Le texte que nous examinons aujourd’hui traduit l’essentiel de ces recommandations. Il permet, notamment, de renforcer les moyens des Sdis, de favoriser l’adaptation des forêts au changement climatique, de créer un nouveau droit de préemption pour les communes et d’établir des cartes d’aléas pour suivre l’évolution du risque.

Après les feux gigantesques qui ont marqué l’été 2022, le Président de la République, Emmanuel Macron, avait annoncé une stratégie nouvelle de lutte et de prévention contre les incendies. Ce texte porte des mesures fortes. Il offre un début de réponse et ouvre la voie, mais il manque d’ambition sur plusieurs points essentiels.

La prévention du risque incendie est la pierre angulaire d’une stratégie de long terme. Alors que 95 % des départs de feux sont d’origine humaine, acquérir une nouvelle culture du risque est un enjeu majeur. Les mesures proposées dans ce texte nous semblent insuffisantes.

Nous déplorons également l’absence d’éléments sur le renforcement des moyens humains de l’ONF. Ses agents sont des sentinelles du climat et de la forêt ; pourtant, en trente ans, ils sont passés de quinze mille à moins de neuf mille.

De même, en pleine crise du volontariat et face à l’intensification du risque, il s’agira d’augmenter le nombre de sapeurs-pompiers professionnels et les moyens qui leur sont alloués.

Notre politique de lutte contre les incendies doit tenir compte de l’évolution du risque sur l’ensemble du territoire. Cette stratégie passe par l’affectation équitable des moyens nationaux.

Alors qu’un incendie doit être repéré et traité dès qu’il apparaît, la protection aérienne des Canadair et des Dash se révèle cruciale. Le temps d’autorisation et l’éloignement des appareils ne sont pas compatibles avec la temporalité des incendies. Il faut une flotte plus importante et une répartition adaptée de la flotte sur le territoire.

Au regard de l’exposition colossale du sud-ouest de la France au risque incendie, un prépositionnement des moyens aériens, par exemple en Nouvelle-Aquitaine, paraît essentiel. Nous demandons, en ce sens, une étude sur l’opportunité de créer une seconde base aérienne de la sécurité civile, comme s’y était engagé le ministre de l’intérieur, Gérald Darmanin, en octobre dernier.

Enfin, nous restons vigilants sur les éventuelles dérives que le texte pourrait engendrer. La prévention et la lutte contre les incendies nécessitent des aménagements indispensables et des efforts importants. Mais elles ne peuvent se faire au détriment de la biodiversité et des écosystèmes, qui sont essentiels pour adapter nos forêts et réduire le risque.

Permettez-moi, mes chers collègues, de citer Charles Darwin pour rappeler, ici, que « les espèces qui survivent ne sont pas les espèces les plus fortes, ni les plus intelligentes, mais celles qui s’adaptent le mieux aux changements ».

L’équilibre à trouver n’est pas simple.

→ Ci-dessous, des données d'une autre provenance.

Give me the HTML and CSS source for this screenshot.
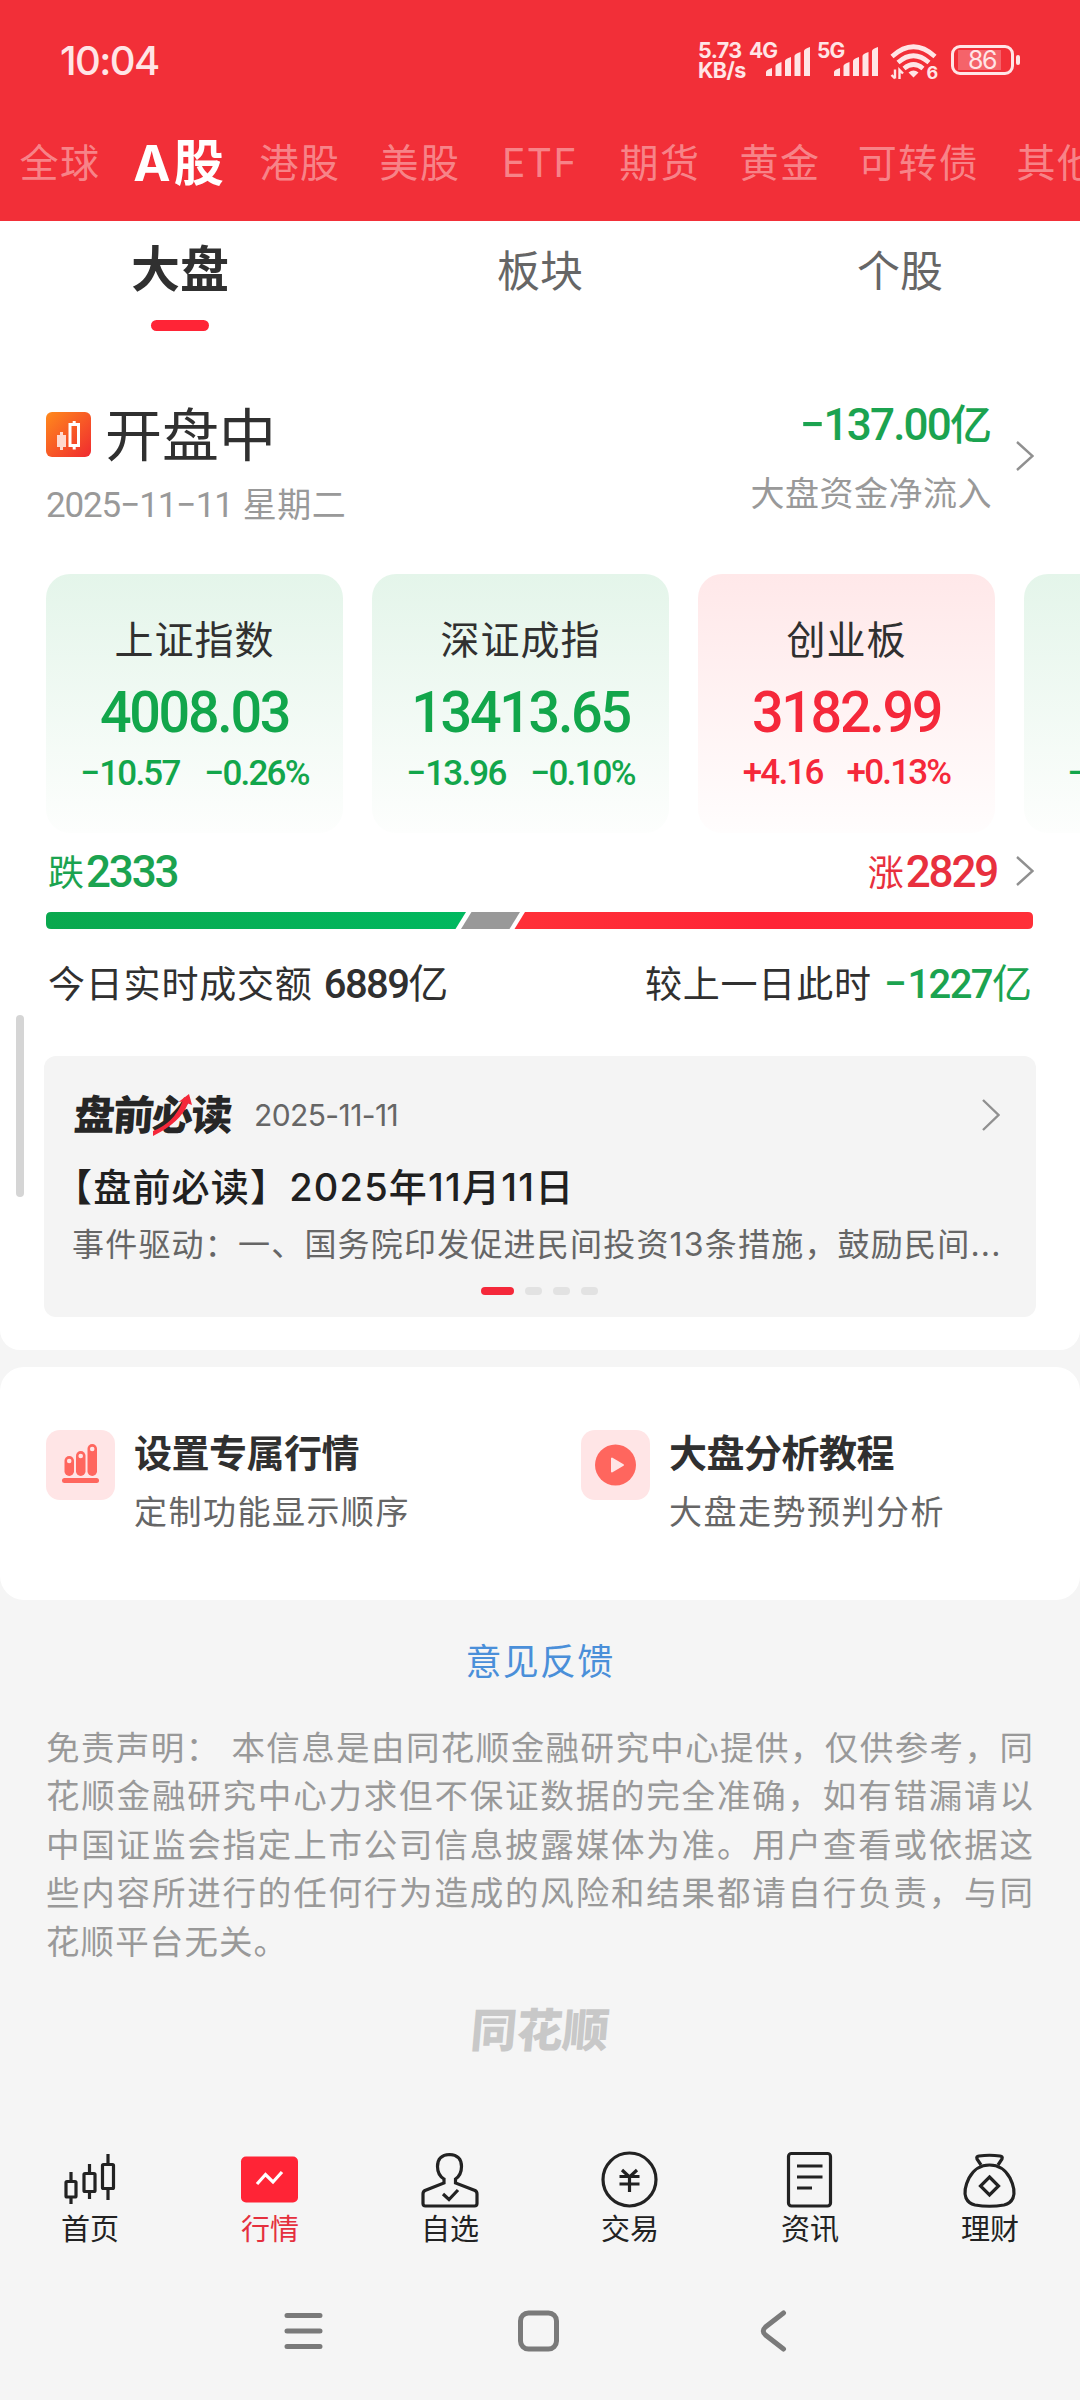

Pour participer à ce rééquilibrage, sans jamais perdre de vue l’objectif de la proposition de loi, nous proposerons plusieurs amendements au cours des débats. Nous espérons qu’ils seront adoptés afin d’apporter des réponses à la hauteur des enjeux.

Ce texte constitue néanmoins une première étape essentielle pour prévenir et lutter contre le risque incendie. Le groupe Écologiste – Solidarité et Territoires votera pour cette proposition de loi.